Ждал, вспоминая другое лето, вот уж тогда очередь была так очередь, вся Москва с ума сошла, Музей изобразительных искусств очередь обвивала кольцами. Занимали ее с вечера, мне как раз позвонили знакомые, они стояли всю ночь. Я тут же помчался, от волнения проехал станцию «Кропоткинскую», почему-то не вернулся, а выскочил вверх на следующей и бежал прямо на красный свет, чуть не попадая под машины. Можно было не гнать, потому что еще стояли часов шесть: густо стали подваливать автобусы «Интуриста», мы злились на иностранцев: как будто не могли они побывать в Лувре, как будто специально надо было ехать в Москву, чтобы увидеть Мону Лизу. Да, в то лето Леонардо да Винчи, могучий дух его, оставшийся на земле, гостил у нас, и, приди он не в жару, а в мороз, очередь была бы не меньше. А уж и жара была, то и дело падали в обморок, и милиционеры по рации вызывали «скорую помощь», К обеду, особенно в голове очереди, стали дежурить медицинские автобусы, видимо, ждавшие случаев массового психоза: легковых машин не хватало. Это оттого, что в конце очереди негде было спрятаться, она входила в огороженный проход, а до того бегали постоять в тени.

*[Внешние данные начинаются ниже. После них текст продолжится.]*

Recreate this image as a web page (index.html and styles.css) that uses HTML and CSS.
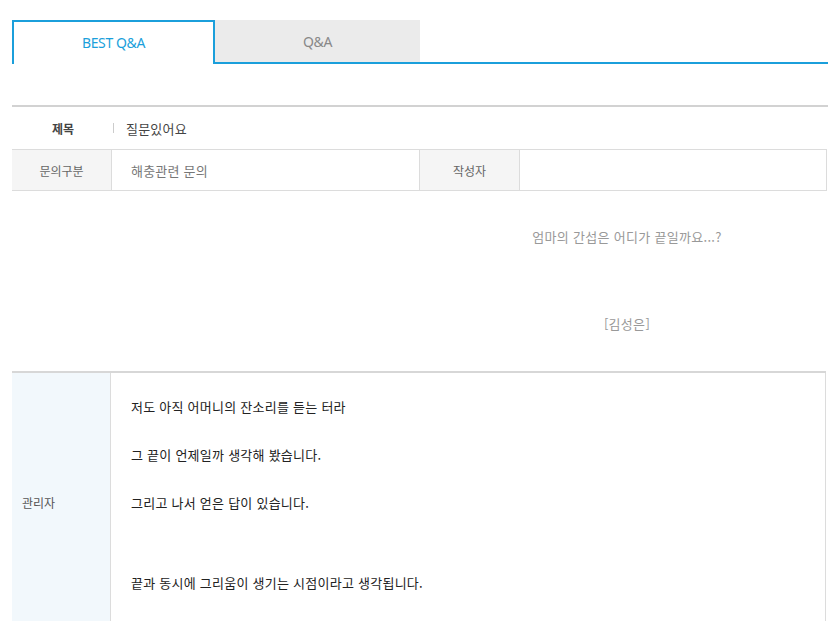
FILE: index.html
```html
<!DOCTYPE html>
<html lang="ko">
<head>
<meta charset="utf-8">
<title>BEST Q&amp;A</title>
<link rel="stylesheet" href="styles.css">
</head>
<body>
<div class="page">
  <div class="tabs">
    <div class="tab tab-active">BEST Q&amp;A</div>
    <div class="tab tab-off">Q&amp;A</div>
    <div class="tab-fill"></div>
  </div>

  <div class="view">
    <div class="title-row">
      <div class="title-label">제목</div>
      <div class="title-sep"></div>
      <div class="title-text">질문있어요</div>
    </div>
    <div class="info-row">
      <div class="info-th">문의구분</div>
      <div class="info-td info-cat">해충관련 문의</div>
      <div class="info-th">작성자</div>
      <div class="info-td info-writer"></div>
    </div>
    <div class="question">
      <p class="q-text">엄마의 간섭은 어디가 끝일까요...?</p>
      <p class="q-name">[김성은]</p>
    </div>
    <div class="answer">
      <div class="ans-th">관리자</div>
      <div class="ans-td">
        <p>저도 아직 어머니의 잔소리를 듣는 터라</p>
        <p>그 끝이 언제일까 생각해 봤습니다.</p>
        <p>그리고 나서 얻은 답이 있습니다.</p>
        <p class="blank">&nbsp;</p>
        <p>끝과 동시에 그리움이 생기는 시점이라고 생각됩니다.</p>
      </div>
    </div>
  </div>
</div>
</body>
</html>
```

FILE: styles.css
```css
html, body {
  margin: 0;
  padding: 0;
  background: #fff;
}
body {
  font-family: "Noto Sans CJK KR", "Noto Sans", sans-serif;
  font-size: 12px;
  color: #333;
}
p { margin: 0; }

.page {
  padding: 20px 0 0 12px;
}

.tabs {
  display: flex;
  height: 44px;
}
.tab {
  box-sizing: border-box;
  height: 44px;
  display: flex;
  align-items: center;
  justify-content: center;
  font-family: "Noto Sans", sans-serif;
  font-size: 14px;
  letter-spacing: -0.4px;
}
.tab-active {
  width: 203px;
  border: 2px solid #1b9fdb;
  border-bottom: none;
  color: #1b9fdb;
  padding-bottom: 2px;
}
.tab-off {
  width: 205px;
  background: #ebebeb;
  border-bottom: 2px solid #1b9fdb;
  color: #888;
}
.tab-fill {
  flex: 1;
  border-bottom: 2px solid #1b9fdb;
}

.view {
  margin-top: 41px;
  border-top: 2px solid #d2d2d2;
}

.title-row {
  display: flex;
  align-items: center;
  height: 42px;
}
.title-label {
  width: 101px;
  padding-left: 40px;
  box-sizing: border-box;
  font-weight: bold;
  color: #444;
}
.title-sep {
  width: 1px;
  height: 10px;
  background: #ccc;
  margin-right: 12px;
}
.title-text {
  color: #444;
  font-size: 13px;
  letter-spacing: 0.2px;
}

.info-row {
  display: flex;
  height: 42px;
  box-sizing: border-box;
  border-top: 1px solid #dcdcdc;
  border-bottom: 1px solid #dcdcdc;
  margin-right: 1px;
}
.info-th {
  width: 99px;
  background: #f5f5f5;
  border-right: 1px solid #dcdcdc;
  display: flex;
  align-items: center;
  justify-content: center;
  color: #666;
}
.info-td {
  display: flex;
  align-items: center;
  color: #777;
  border-right: 1px solid #dcdcdc;
  font-size: 13px;
  letter-spacing: 0.2px;
}
.info-cat {
  width: 288px;
  padding-left: 19px;
}
.info-writer {
  flex: 1;
}

.question {
  height: 180px;
  box-sizing: border-box;
  padding: 37px 0 0 414px;
  text-align: center;
  color: #999;
  font-size: 13px;
  letter-spacing: 0.3px;
}
.q-text {
  line-height: 18px;
}
.q-name {
  margin-top: 69px;
  line-height: 18px;
}

.answer {
  display: flex;
  border-top: 2px solid #d7d7d7;
  margin-right: 2px;
  min-height: 258px;
}
.ans-th {
  width: 99px;
  background: #f2f8fc;
  border-right: 1px solid #dcdcdc;
  display: flex;
  align-items: center;
  padding-left: 10px;
  box-sizing: border-box;
  color: #555;
}
.ans-td {
  flex: 1;
  border-right: 1px solid #dcdcdc;
  padding: 10px 0 24px 20px;
  color: #222;
  font-size: 13px;
  letter-spacing: 0.25px;
}
.ans-td p {
  line-height: 48px;
  height: 48px;
}
.ans-td p.blank {
  height: 32px;
  line-height: 32px;
}
```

У ребят из одной компании случился магнитофон, они крутили его, закутав в газеты. «Включи погромче!» — кричали нм, и ребята включали. Потом перегоняли пленку и врубали снова. Песни были лихие, и запомнились особенно Повторы, например: «Я согласен бегать в табуне, но не под седлом и без узды…», или: «Смерть самых лучших выбирает…», или: «Я дрожал и усиливал ложь…»: была в певце задиристость и понимание ее бесполезности, наскок перекрывался печалью, но это были песни нашего времени, тем более они помогали ожидать встречу с искусством.